* Given problem
Can you write out all the lines word for word, with no pictures?
═══ Data provided
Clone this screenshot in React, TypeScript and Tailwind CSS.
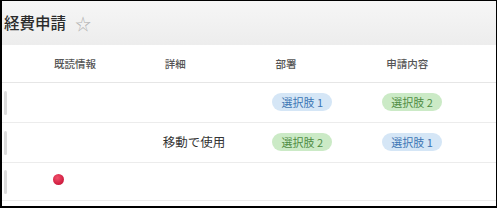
import React from "react";

const font = { fontFamily: '"Noto Sans CJK JP", "Noto Sans", sans-serif' };

function Badge({ color, label }: { color: "blue" | "green"; label: string }) {
  const cls =
    color === "blue"
      ? "bg-[#d5e6f6] text-[#3b75b3]"
      : "bg-[#cbeac6] text-[#4e8c43]";
  return (
    <span
      className={`inline-flex h-[18px] items-center rounded-full px-[9px] text-[11px] leading-none ${cls}`}
    >
      {label}
    </span>
  );
}

function Row({
  cells,
  last,
}: {
  cells: React.ReactNode[];
  last?: boolean;
}) {
  return (
    <div className={`flex items-center border-b border-[#ececec] ${last ? "h-[38px]" : "h-[40px]"}`}>
      <div className="flex w-[51px] items-center pl-[2px]">
        <div className="h-[24px] w-[3px] rounded-sm bg-[#dcdcdc]" />
      </div>
      {cells.map((c, i) => (
        <div key={i} className="flex w-[111px] items-center">
          {c}
        </div>
      ))}
    </div>
  );
}

export default function App() {
  return (
    <div
      className="box-border h-[208px] w-[497px] overflow-hidden border-b-2 border-l-2 border-r border-t border-black bg-white"
      style={font}
    >
      <div className="flex h-[44px] items-center bg-gradient-to-b from-[#f6f6f6] to-[#ededed] pl-[2px]">
        <span className="text-[15.5px] font-medium leading-none text-[#2b2b2b]">経費申請</span>
        <span className="ml-[9px] text-[16px] leading-none text-[#b4b4b4]">☆</span>
      </div>
      <div className="flex h-[38px] items-center border-b border-[#e6e6e6] text-[10.5px] font-medium text-[#555]">
        <div className="w-[51px]" />
        <div className="w-[111px] pl-[1px]">既読情報</div>
        <div className="w-[111px] pl-[1px]">詳細</div>
        <div className="w-[111px] pl-[1px]">部署</div>
        <div className="w-[111px] pl-[1px]">申請内容</div>
      </div>
      <Row
        cells={[
          null,
          null,
          <div className="-ml-[2px] mb-[6px]"><Badge color="blue" label="選択肢 1" /></div>,
          <div className="-ml-[3px] mb-[6px]"><Badge color="green" label="選択肢 2" /></div>,
        ]}
      />
      <Row
        cells={[
          null,
          <span className="-ml-[1px] text-[12.5px] text-[#333]">移動で使用</span>,
          <div className="-ml-[2px] mb-[6px]"><Badge color="green" label="選択肢 2" /></div>,
          <div className="-ml-[3px] mb-[6px]"><Badge color="blue" label="選択肢 1" /></div>,
        ]}
      />
      <Row
        last
        cells={[
          <div className="mb-[4px] h-[11px] w-[11px] rounded-full bg-[radial-gradient(circle_at_40%_35%,#f0506a,#d42245_60%,#b81a3a)]" />,
          null,
          null,
          null,
        ]}
      />
    </div>
  );
}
══════
* Written answer
Clone this screenshot in React, TypeScript and Tailwind CSS.
import React from "react";

const font = { fontFamily: '"Noto Sans CJK JP", "Noto Sans", sans-serif' };

function Badge({ color, label }: { color: "blue" | "green"; label: string }) {
  const cls =
    color === "blue"
      ? "bg-[#d5e6f6] text-[#3b75b3]"
      : "bg-[#cbeac6] text-[#4e8c43]";
  return (
    <span
      className={`inline-flex h-[18px] items-center rounded-full px-[9px] text-[11px] leading-none ${cls}`}
    >
      {label}
    </span>
  );
}

function Row({
  cells,
  last,
}: {
  cells: React.ReactNode[];
  last?: boolean;
}) {
  return (
    <div className={`flex items-center border-b border-[#ececec] ${last ? "h-[38px]" : "h-[40px]"}`}>
      <div className="flex w-[51px] items-center pl-[2px]">
        <div className="h-[24px] w-[3px] rounded-sm bg-[#dcdcdc]" />
      </div>
      {cells.map((c, i) => (
        <div key={i} className="flex w-[111px] items-center">
          {c}
        </div>
      ))}
    </div>
  );
}

export default function App() {
  return (
    <div
      className="box-border h-[208px] w-[497px] overflow-hidden border-b-2 border-l-2 border-r border-t border-black bg-white"
      style={font}
    >
      <div className="flex h-[44px] items-center bg-gradient-to-b from-[#f6f6f6] to-[#ededed] pl-[2px]">
        <span className="text-[15.5px] font-medium leading-none text-[#2b2b2b]">経費申請</span>
        <span className="ml-[9px] text-[16px] leading-none text-[#b4b4b4]">☆</span>
      </div>
      <div className="flex h-[38px] items-center border-b border-[#e6e6e6] text-[10.5px] font-medium text-[#555]">
        <div className="w-[51px]" />
        <div className="w-[111px] pl-[1px]">既読情報</div>
        <div className="w-[111px] pl-[1px]">詳細</div>
        <div className="w-[111px] pl-[1px]">部署</div>
        <div className="w-[111px] pl-[1px]">申請内容</div>
      </div>
      <Row
        cells={[
          null,
          null,
          <div className="-ml-[2px] mb-[6px]"><Badge color="blue" label="選択肢 1" /></div>,
          <div className="-ml-[3px] mb-[6px]"><Badge color="green" label="選択肢 2" /></div>,
        ]}
      />
      <Row
        cells={[
          null,
          <span className="-ml-[1px] text-[12.5px] text-[#333]">移動で使用</span>,
          <div className="-ml-[2px] mb-[6px]"><Badge color="green" label="選択肢 2" /></div>,
          <div className="-ml-[3px] mb-[6px]"><Badge color="blue" label="選択肢 1" /></div>,
        ]}
      />
      <Row
        last
        cells={[
          <div className="mb-[4px] h-[11px] w-[11px] rounded-full bg-[radial-gradient(circle_at_40%_35%,#f0506a,#d42245_60%,#b81a3a)]" />,
          null,
          null,
          null,
        ]}
      />
    </div>
  );
}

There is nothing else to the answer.